A password function that the online auction site temporarily disabled to address a "very serious" security hole has been re-enabled. The hole could have compromised customer accounts.

2 min read
eBay temporarily disabled a password function on its Web site Tuesday to close a "very serious" security hole that could have given hackers access to eBay users' accounts, the company said.

eBay disabled the "Change Your Password" function in an effort to close the vulnerability, eBay spokesman Kevin Pursglove said Tuesday, adding that it would remain disabled until eBay put a fix in place. The company re-enabled the feature early Wednesday morning.
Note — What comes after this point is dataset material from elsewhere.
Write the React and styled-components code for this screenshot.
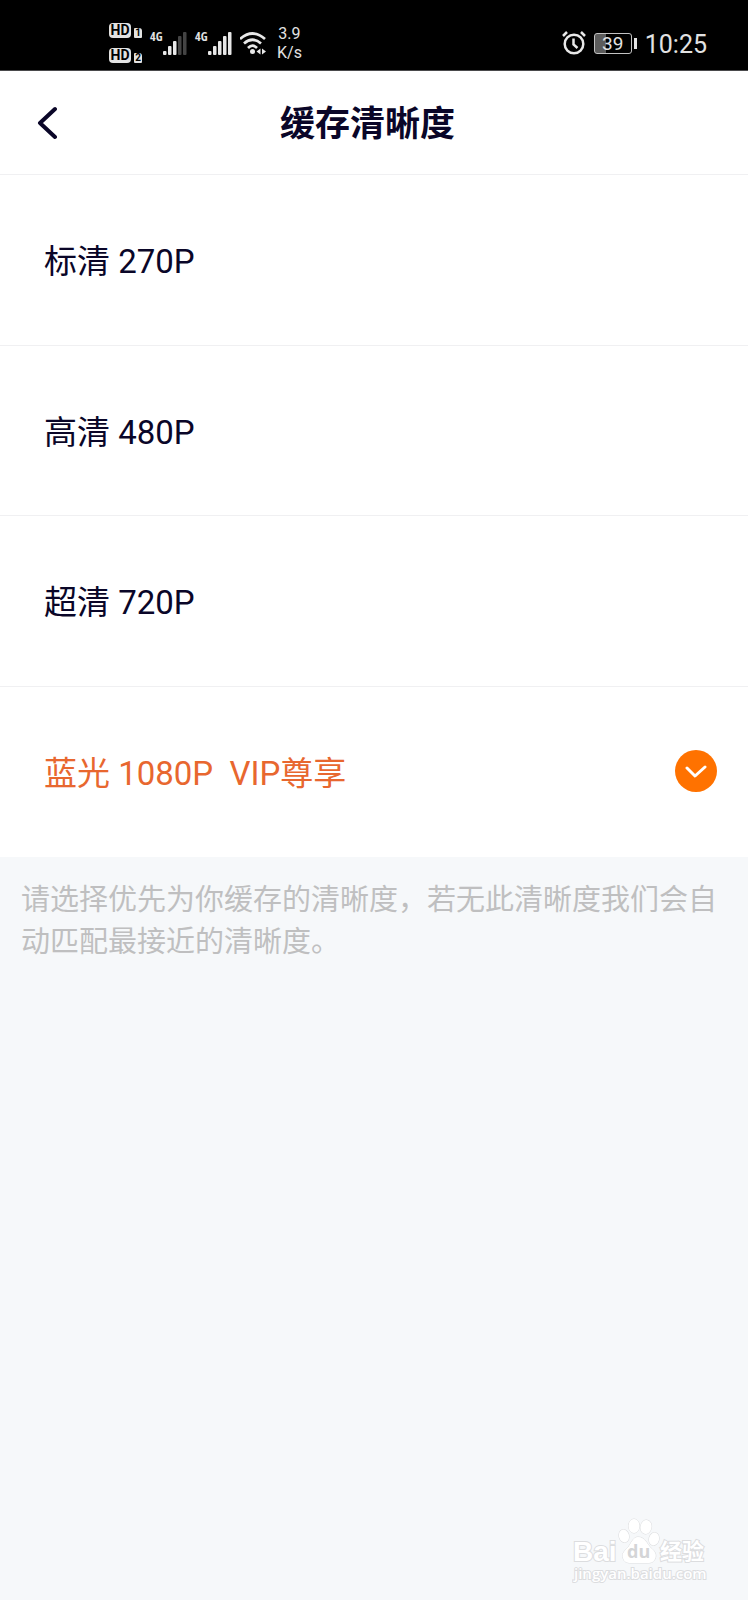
import React, { useState } from "react";
import styled, { createGlobalStyle } from "styled-components";

const GlobalStyle = createGlobalStyle`
  *, *::before, *::after { box-sizing: border-box; }
  html, body, #root { min-height: 100vh; }
  body {
    margin: 0;
    background: #f6f8fa;
    color: #0a0628;
    font-family: Roboto, "Noto Sans CJK SC", sans-serif;
  }
`;

const Page = styled.div`
  min-height: 100vh;
  display: flex;
  flex-direction: column;
`;

const StatusBar = styled.div`
  height: 71px;
  padding: 15px 41px 0 109px;
  display: flex;
  justify-content: space-between;
  background: #000;
  border-bottom: 1px solid #4a4a4c;
  color: #e2e2e2;
`;

const StatusGroup = styled.div`
  height: 56px;
  display: flex;
  align-items: center;
  gap: ${({ $gap }) => $gap}px;
`;

const SimList = styled.div`
  display: flex;
  flex-direction: column;
  gap: 10px;
`;

const Sim = styled.div`
  display: flex;
  align-items: flex-end;
  gap: 3px;
  line-height: 15px;
  color: #000;
`;

const HdBadge = styled.span`
  width: 22px;
  height: 15px;
  border-radius: 4px;
  background: #e2e2e2;
  font-size: 14px;
  font-weight: 700;
  text-align: center;
`;

const SimNumber = styled.span`
  width: 8px;
  height: 10px;
  border-radius: 1px 3px 1px 1px;
  background: #e2e2e2;
  font-size: 10px;
  font-weight: 700;
  line-height: 10px;
  text-align: center;
`;

const Network = styled.div`
  display: flex;
  align-items: flex-start;
`;

const NetworkLabel = styled.span`
  width: 13px;
  font-family: "Open Sans", sans-serif;
  font-stretch: condensed;
  font-size: 12px;
  font-weight: 700;
  line-height: 12px;
  white-space: nowrap;
`;

const Speed = styled.div`
  margin-left: 1px;
  font-size: 16px;
  line-height: 19px;
  text-align: center;
`;

const Battery = styled.div`
  display: flex;
  align-items: center;
  gap: 2px;
  &::after {
    content: "";
    width: 3px;
    height: 11px;
    background: #e2e2e2;
  }
`;

const BatteryBody = styled.span`
  width: 38px;
  height: 21px;
  border: 1px solid #c2c2c2;
  border-radius: 3px;
  background: linear-gradient(90deg, #5c5c5c 30%, #000 30%);
  font-size: 19px;
  line-height: 20px;
  text-align: center;
`;

const Clock = styled.time`
  padding-top: 3px;
  font-size: 25px;
  line-height: 30px;
`;

const Header = styled.header`
  height: 104px;
  padding: 0 40px 0 27px;
  display: grid;
  grid-template-columns: 40px 1fr 40px;
  align-items: center;
  background: #fff;
  border-bottom: 1px solid #f0f0f2;
`;

const BackButton = styled.button`
  width: 40px;
  height: 48px;
  padding: 0;
  border: 0;
  background: none;
  color: inherit;
  display: grid;
  place-items: center;
  cursor: pointer;
`;

const Title = styled.h1`
  margin: 0;
  padding-top: 5px;
  font-size: 35px;
  font-weight: 700;
  line-height: 48px;
  text-align: center;
`;

const Options = styled.fieldset`
  height: 682px;
  margin: 0;
  padding: 0;
  border: 0;
  display: grid;
  grid-auto-rows: 1fr;
  background: #fff;
`;

const Option = styled.label`
  padding: 0 31px 0 44px;
  display: flex;
  align-items: center;
  justify-content: space-between;
  border-bottom: 1px solid #f0f0f2;
  color: ${({ $selected }) => ($selected ? "#e8672f" : "inherit")};
  cursor: pointer;
  &:last-child { border-bottom-color: #fff; }
`;

const OptionText = styled.span`
  padding-top: 5px;
  font-size: 33px;
  line-height: 48px;
  white-space: pre;
`;

const Choice = styled.span`
  display: grid;
  place-items: center;
  > * { grid-area: 1 / 1; }
`;

const Radio = styled.input`
  appearance: none;
  width: 42px;
  height: 42px;
  margin: 0;
  border-radius: 50%;
  cursor: pointer;
  &:checked { background: #ff7200; }
`;

const Tick = styled.svg`
  pointer-events: none;
`;

const Note = styled.p`
  margin: 0;
  padding: 22px 21px;
  color: #bfbfc0;
  font-size: 29px;
  line-height: 42px;
`;

const Footer = styled.footer`
  margin-top: auto;
  padding: 0 36px 14px 0;
  display: flex;
  justify-content: flex-end;
`;

const qualities = [
  { id: "270", label: "标清 270P" },
  { id: "480", label: "高清 480P" },
  { id: "720", label: "超清 720P" },
  { id: "1080", label: "蓝光 1080P  VIP尊享" },
];

function Signal({ level }) {
  return (
    <Network>
      <NetworkLabel>4G</NetworkLabel>
      <svg width="24" height="24" aria-hidden="true">
        {[4, 9, 14, 19, 23].map((h, i) => (
          <rect key={h} x={i * 5} y={24 - h} width="3.500" height={h} rx="1" fill={i < level ? "#e8e8e8" : "#444"} />
        ))}
      </svg>
    </Network>
  );
}

function Wifi() {
  return (
    <svg width="28" height="24" viewBox="0 0 28 24" fill="none" stroke="#e8e8e8" strokeWidth="2.7" aria-hidden="true">
      <path d="M0 8Q12.500-3 25 8M4 12.500Q12.500 5 21 12.500M8 17Q12.500 12.500 17 17" />
      <circle cx="12.500" cy="20.500" r="2.500" fill="#e8e8e8" stroke="none" />
      <path d="M20.500 17.500v6l-4-3zM22 17.500v6l4-3z" fill="#e8e8e8" stroke="none" />
    </svg>
  );
}

function Alarm() {
  return (
    <svg width="24" height="24" viewBox="0 0 24 24" fill="none" stroke="#e8e8e8" strokeWidth="2.500" aria-hidden="true">
      <circle cx="12" cy="13" r="9.300" />
      <path d="M11.500 7.500v6l4 3.500M1 5l4-4M23 5l-4-4" />
    </svg>
  );
}

function Watermark() {
  return (
    <svg width="140" height="68" viewBox="0 0 140 68" role="img" aria-label="Baidu 经验">
      <g fill="#fff" stroke="#dcdddf" strokeWidth="1" paintOrder="stroke">
        <ellipse cx="52" cy="18" rx="5" ry="6.500" transform="rotate(-15 52 18)" />
        <ellipse cx="62" cy="8" rx="5.500" ry="7" />
        <ellipse cx="74" cy="9" rx="5.500" ry="7" transform="rotate(12 74 9)" />
        <ellipse cx="82" cy="21" rx="5" ry="6.500" transform="rotate(15 82 21)" />
        <path d="M66 19c7 0 9 7 13 11 4 3 6 7 4 11s-5 4-9 4H59c-4 0-7-1-8-5-2-5 3-8 6-12 3-5 5-9 9-9z" />
        <g strokeWidth="2">
          <text x="1" y="43" fontFamily="Liberation Sans, sans-serif" fontSize="28" fontWeight="700">Bai</text>
          <text x="88" y="41" fontFamily="Noto Sans CJK SC, sans-serif" fontSize="22" fontWeight="700">经验</text>
          <text x="2" y="61" fontFamily="Open Sans, sans-serif" fontSize="15" fontWeight="600">jingyan.baidu.com</text>
        </g>
        <text x="55" y="40" fill="#d4d5d7" stroke="none" fontFamily="Open Sans, sans-serif" fontSize="18" fontWeight="700">du</text>
      </g>
    </svg>
  );
}

export default function App() {
  const [selected, setSelected] = useState("1080");
  return (
    <Page>
      <GlobalStyle />
      <StatusBar>
        <StatusGroup $gap={8}>
          <SimList>
            {["1", "2"].map((n) => (
              <Sim key={n}>
                <HdBadge>HD</HdBadge>
                <SimNumber>{n}</SimNumber>
              </Sim>
            ))}
          </SimList>
          <Signal level={3} />
          <Signal level={5} />
          <Wifi />
          <Speed>
            3.9
            <br />
            K/s
          </Speed>
        </StatusGroup>
        <StatusGroup $gap={8}>
          <Alarm />
          <Battery>
            <BatteryBody>39</BatteryBody>
          </Battery>
          <Clock>10:25</Clock>
        </StatusGroup>
      </StatusBar>
      <Header>
        <BackButton type="button" aria-label="返回">
          <svg width="20" height="34" viewBox="0 0 20 34" fill="none" stroke="currentColor" strokeWidth="4" strokeLinecap="round" strokeLinejoin="round" aria-hidden="true">
            <path d="M18 3L3 17l15 14" />
          </svg>
        </BackButton>
        <Title>缓存清晰度</Title>
      </Header>
      <main>
        <Options aria-label="缓存清晰度">
          {qualities.map(({ id, label }) => (
            <Option key={id} $selected={selected === id}>
              <OptionText>{label}</OptionText>
              <Choice>
                <Radio type="radio" name="quality" value={id} checked={selected === id} onChange={() => setSelected(id)} />
                {selected === id && (
                  <Tick width="22" height="14" viewBox="0 0 22 14" fill="none" stroke="#fff" strokeWidth="3" strokeLinecap="round" strokeLinejoin="round" aria-hidden="true">
                    <path d="M2 4l8 8 10-9" />
                  </Tick>
                )}
              </Choice>
            </Option>
          ))}
        </Options>
        <Note>请选择优先为你缓存的清晰度，若无此清晰度我们会自动匹配最接近的清晰度。</Note>
      </main>
      <Footer>
        <Watermark />
      </Footer>
    </Page>
  );
}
"We don't see (the vulnerability) existing in other features," and no customers have complained, Pursglove said. "From what we can tell right now, we have not seen anybody's account compromised in any way."

Greg Shipley, chief technology officer of security consulting firm Neohapsis, blamed the problem on a "design failure" in eBay's authentication system.

"It's just a bad design. It's kind of disappointing coming from a company the size of eBay," Shipley said.

The vulnerability, discovered by a Canadian security expert and brought to eBay's attention late last week, would allow a person who has the user ID of an account to go in through eBay's Change Your Password feature, change the person's password and gain access to the account.

Pursglove said people who may have exploited the vulnerability would not have been able to see credit card numbers.

"What they can see is the credit card transaction history of a user," Pursglove said, calling the problem "very serious." The credit card numbers, he said, are behind a separate firewall.

Though eBay has disabled access to that security hole, the company is still working on a fix for an earlier problem involving so-called dictionary attacks. These attacks use a bot, or an automated program, to find passwords for known eBay user IDs by combing though a list of common passwords and a dictionary of words.

eBay has said that the number of accounts compromised by dictionary attacks has been no more than the "low triple digits." The company has also said that less than one one-hundredth of 1 percent of its listings end in confirmed cases of fraud.

"We're working on it right now," Pursglove said Tuesday, adding that changes to the login procedure would be in place in four to six weeks. "We think it will make it harder for these (attacks) to work."

Security experts have criticized the company's login system, saying that because it generally transmits passwords and account information in plain text, it is vulnerable to "packet sniffers," programs that can monitor the transmission of data between computers.

eBay has also repeatedly warned members in recent months about another, more low-tech scam: fraudulent e-mail messages that purport to come from the company but link to bogus Web sites that ask for passwords or other account information.